> _What the task requires_: The lines from the top of the material through the line with "Consulted<br>I – Informed</div>" are to be set down exactly. Leave the pictures out.

> _Data_:
===============

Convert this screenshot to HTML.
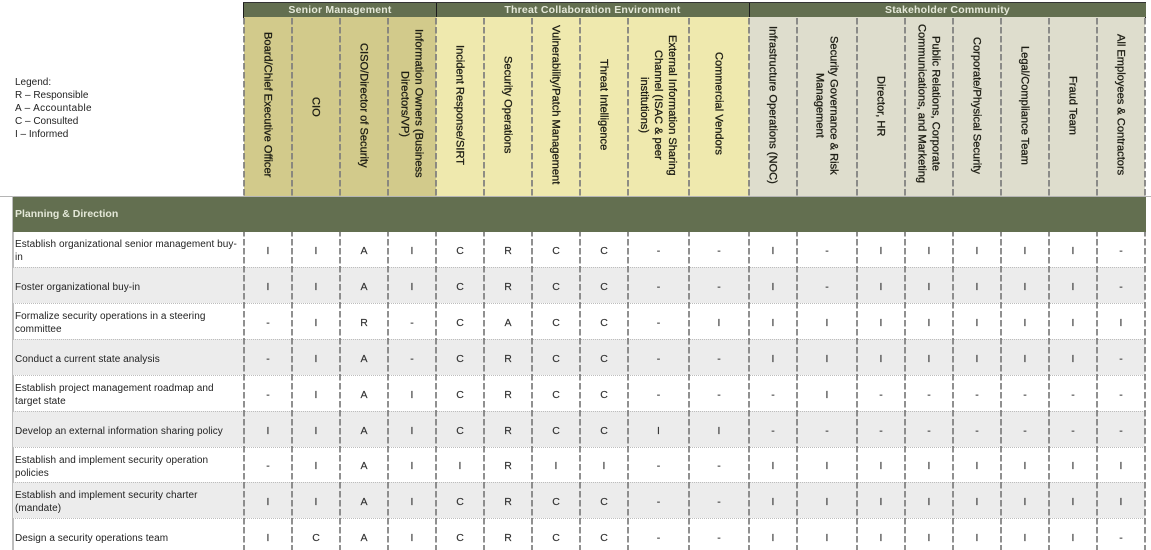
<!DOCTYPE html>
<html lang="en">
<head>
<meta charset="utf-8">
<title>RACI Matrix</title>
<style>
html,body{margin:0;padding:0;background:#fff;width:1151px;height:550px;overflow:hidden}
body{position:relative;font-family:"Liberation Sans",Arial,sans-serif;color:#222}
#w{position:absolute;left:0;top:0;width:1151px;height:550px;overflow:hidden;filter:blur(.3px)}
.abs,.h,.g{position:absolute}
.legend{left:15px;top:76px;font-size:10px;line-height:13px;color:#222}
.g{top:3px;height:14px;background:#636f50;color:#e4e8d8;font-weight:bold;font-size:10.5px;line-height:15px;text-align:center;letter-spacing:.2px}
.h{top:17px;height:179px;box-sizing:border-box;padding-bottom:3px;display:flex;align-items:center;justify-content:center;color:#1d1d14}
.h span{writing-mode:vertical-rl;text-align:center;font-size:11.1px;line-height:14px;-webkit-text-stroke:.3px #1d1d14;white-space:nowrap;display:block;margin-left:-1px}
.s{background:#d2ca8b}.t{background:#efe9ae}.c{background:#deddcd}
table{position:absolute;left:13px;top:232px;border-collapse:collapse;table-layout:fixed;width:1132px}
tr{height:36px}
tr.n{height:35px}
td{padding:4px 0 0;box-sizing:border-box;text-align:center;font-size:10.5px;line-height:13px;color:#333;-webkit-text-stroke:.15px #333;border-bottom:1px dotted #bdbdbd;vertical-align:middle}
td:first-child{text-align:left;font-size:10px;padding:4px 4px 0 2px;color:#222;letter-spacing:.06px;-webkit-text-stroke:0}
tr:nth-child(even) td{background:#ececec}
</style>
</head>
<body>
<div id="w">
<div class="abs legend">Legend:<br>R – Responsible<br><span style="letter-spacing:.35px">A – Accountable</span><br>C – Consulted<br>I – Informed</div>

<div class="abs" style="left:0;top:196px;width:1151px;height:1px;background:#b5b5b5"></div>
<div class="abs" style="left:12px;top:196px;width:2px;height:354px;background:#bdbdbd"></div>

<div class="abs" style="left:243px;top:2px;width:903px;height:1px;background:#333"></div>
<div class="g" style="left:244px;width:192px">Senior Management</div>
<div class="g" style="left:436px;width:313px">Threat Collaboration Environment</div>
<div class="g" style="left:749px;width:397px">Stakeholder Community</div>
<div class="abs" style="left:243px;top:17px;width:903px;height:1px;background:#1c1c1c"></div>
<div class="abs" style="left:243px;top:3px;width:1px;height:14px;background:#1c1c1c"></div>
<div class="abs" style="left:436px;top:3px;width:1px;height:14px;background:#1c1c1c"></div>
<div class="abs" style="left:749px;top:3px;width:1px;height:14px;background:#1c1c1c"></div>

<div class="h s" style="left:244px;width:48px"><span>Board/Chief Executive Officer</span></div>
<div class="h s" style="left:292px;width:48px;padding-bottom:0"><span>CIO</span></div>
<div class="h s" style="left:340px;width:48px"><span>CISO/Director of Security</span></div>
<div class="h s" style="left:388px;width:48px;padding-bottom:6px"><span>Information Owners (Business<br>Directors/VP)</span></div>
<div class="h t" style="left:436px;width:48px"><span>Incident Response/SIRT</span></div>
<div class="h t" style="left:484px;width:48px"><span>Security Operations</span></div>
<div class="h t" style="left:532px;width:48px"><span>Vulnerability/Patch Management</span></div>
<div class="h t" style="left:580px;width:48px"><span>Threat Intelligence</span></div>
<div class="h t" style="left:628px;width:61px"><span>External Information Sharing<br>Channel (ISAC &amp; peer<br>institutions)</span></div>
<div class="h t" style="left:689px;width:60px;padding-bottom:6px"><span>Commercial Vendors</span></div>
<div class="h c" style="left:749px;width:48px"><span>Infrastructure Operations (NOC)</span></div>
<div class="h c" style="left:797px;width:60px"><span>Security Governance &amp; Risk<br>Management</span></div>
<div class="h c" style="left:857px;width:48px;padding-bottom:1px"><span>Director, HR</span></div>
<div class="h c" style="left:905px;width:48px;padding-bottom:5px"><span>Public Relations, Corporate<br>Communications, and Marketing</span></div>
<div class="h c" style="left:953px;width:48px"><span>Corporate/Physical Security</span></div>
<div class="h c" style="left:1001px;width:48px"><span>Legal/Compliance Team</span></div>
<div class="h c" style="left:1049px;width:48px"><span>Fraud Team</span></div>
<div class="h c" style="left:1097px;width:48px"><span>All Employees &amp; Contractors</span></div>

<div class="abs" style="left:13px;top:197px;width:1133px;height:35px;background:#636f50;color:#e4e8d8;font-weight:bold;font-size:10.5px;line-height:35px;padding-left:2px;box-sizing:border-box">Planning &amp; Direction</div>

<table>
<colgroup><col style="width:231px"><col style="width:48px"><col style="width:48px"><col style="width:48px"><col style="width:48px"><col style="width:48px"><col style="width:48px"><col style="width:48px"><col style="width:48px"><col style="width:61px"><col style="width:60px"><col style="width:48px"><col style="width:60px"><col style="width:48px"><col style="width:48px"><col style="width:48px"><col style="width:48px"><col style="width:48px"><col style="width:48px"></colgroup>
<tr class="n"><td>Establish organizational senior management buy-in</td><td>I</td><td>I</td><td>A</td><td>I</td><td>C</td><td>R</td><td>C</td><td>C</td><td>-</td><td>-</td><td>I</td><td>-</td><td>I</td><td>I</td><td>I</td><td>I</td><td>I</td><td>-</td></tr>
<tr><td>Foster organizational buy-in</td><td>I</td><td>I</td><td>A</td><td>I</td><td>C</td><td>R</td><td>C</td><td>C</td><td>-</td><td>-</td><td>I</td><td>-</td><td>I</td><td>I</td><td>I</td><td>I</td><td>I</td><td>-</td></tr>
<tr><td>Formalize security operations in a steering committee</td><td>-</td><td>I</td><td>R</td><td>-</td><td>C</td><td>A</td><td>C</td><td>C</td><td>-</td><td>I</td><td>I</td><td>I</td><td>I</td><td>I</td><td>I</td><td>I</td><td>I</td><td>I</td></tr>
<tr><td>Conduct a current state analysis</td><td>-</td><td>I</td><td>A</td><td>-</td><td>C</td><td>R</td><td>C</td><td>C</td><td>-</td><td>-</td><td>I</td><td>I</td><td>I</td><td>I</td><td>I</td><td>I</td><td>I</td><td>-</td></tr>
<tr><td>Establish project management roadmap and target state</td><td>-</td><td>I</td><td>A</td><td>I</td><td>C</td><td>R</td><td>C</td><td>C</td><td>-</td><td>-</td><td>-</td><td>I</td><td>-</td><td>-</td><td>-</td><td>-</td><td>-</td><td>-</td></tr>
<tr><td>Develop an external information sharing policy</td><td>I</td><td>I</td><td>A</td><td>I</td><td>C</td><td>R</td><td>C</td><td>C</td><td>I</td><td>I</td><td>-</td><td>-</td><td>-</td><td>-</td><td>-</td><td>-</td><td>-</td><td>-</td></tr>
<tr class="n"><td>Establish and implement security operation policies</td><td>-</td><td>I</td><td>A</td><td>I</td><td>I</td><td>R</td><td>I</td><td>I</td><td>-</td><td>-</td><td>I</td><td>I</td><td>I</td><td>I</td><td>I</td><td>I</td><td>I</td><td>I</td></tr>
<tr><td>Establish and implement security charter (mandate)</td><td>I</td><td>I</td><td>A</td><td>I</td><td>C</td><td>R</td><td>C</td><td>C</td><td>-</td><td>-</td><td>I</td><td>I</td><td>I</td><td>I</td><td>I</td><td>I</td><td>I</td><td>I</td></tr>
<tr><td>Design a security operations team</td><td>I</td><td>C</td><td>A</td><td>I</td><td>C</td><td>R</td><td>C</td><td>C</td><td>-</td><td>-</td><td>I</td><td>I</td><td>I</td><td>I</td><td>I</td><td>I</td><td>I</td><td>-</td></tr>
</table>

<svg class="abs" style="left:0;top:0" width="1151" height="550" viewBox="0 0 1151 550" fill="none">
<path stroke="#7d7d7d" stroke-width="1.7" stroke-dasharray="6.5 2.5" d="M244 18V196M292 18V196M340 18V196M388 18V196M436 18V196M484 18V196M532 18V196M580 18V196M628 18V196M689 18V196M749 18V196M797 18V196M857 18V196M905 18V196M953 18V196M1001 18V196M1049 18V196M1097 18V196M1145 18V196"/>
<path stroke="#7d7d7d" stroke-width="1.7" stroke-dasharray="6.5 2.5" stroke-dashoffset="2" d="M244 232V550M292 232V550M340 232V550M388 232V550M436 232V550M484 232V550M532 232V550M580 232V550M628 232V550M689 232V550M749 232V550M797 232V550M857 232V550M905 232V550M953 232V550M1001 232V550M1049 232V550M1097 232V550M1145 232V550"/>
</svg>
</div>
</body>
</html>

===============

> _Solution to this task_:
Convert this screenshot to HTML.
<!DOCTYPE html>
<html lang="en">
<head>
<meta charset="utf-8">
<title>RACI Matrix</title>
<style>
html,body{margin:0;padding:0;background:#fff;width:1151px;height:550px;overflow:hidden}
body{position:relative;font-family:"Liberation Sans",Arial,sans-serif;color:#222}
#w{position:absolute;left:0;top:0;width:1151px;height:550px;overflow:hidden;filter:blur(.3px)}
.abs,.h,.g{position:absolute}
.legend{left:15px;top:76px;font-size:10px;line-height:13px;color:#222}
.g{top:3px;height:14px;background:#636f50;color:#e4e8d8;font-weight:bold;font-size:10.5px;line-height:15px;text-align:center;letter-spacing:.2px}
.h{top:17px;height:179px;box-sizing:border-box;padding-bottom:3px;display:flex;align-items:center;justify-content:center;color:#1d1d14}
.h span{writing-mode:vertical-rl;text-align:center;font-size:11.1px;line-height:14px;-webkit-text-stroke:.3px #1d1d14;white-space:nowrap;display:block;margin-left:-1px}
.s{background:#d2ca8b}.t{background:#efe9ae}.c{background:#deddcd}
table{position:absolute;left:13px;top:232px;border-collapse:collapse;table-layout:fixed;width:1132px}
tr{height:36px}
tr.n{height:35px}
td{padding:4px 0 0;box-sizing:border-box;text-align:center;font-size:10.5px;line-height:13px;color:#333;-webkit-text-stroke:.15px #333;border-bottom:1px dotted #bdbdbd;vertical-align:middle}
td:first-child{text-align:left;font-size:10px;padding:4px 4px 0 2px;color:#222;letter-spacing:.06px;-webkit-text-stroke:0}
tr:nth-child(even) td{background:#ececec}
</style>
</head>
<body>
<div id="w">
<div class="abs legend">Legend:<br>R – Responsible<br><span style="letter-spacing:.35px">A – Accountable</span><br>C – Consulted<br>I – Informed</div>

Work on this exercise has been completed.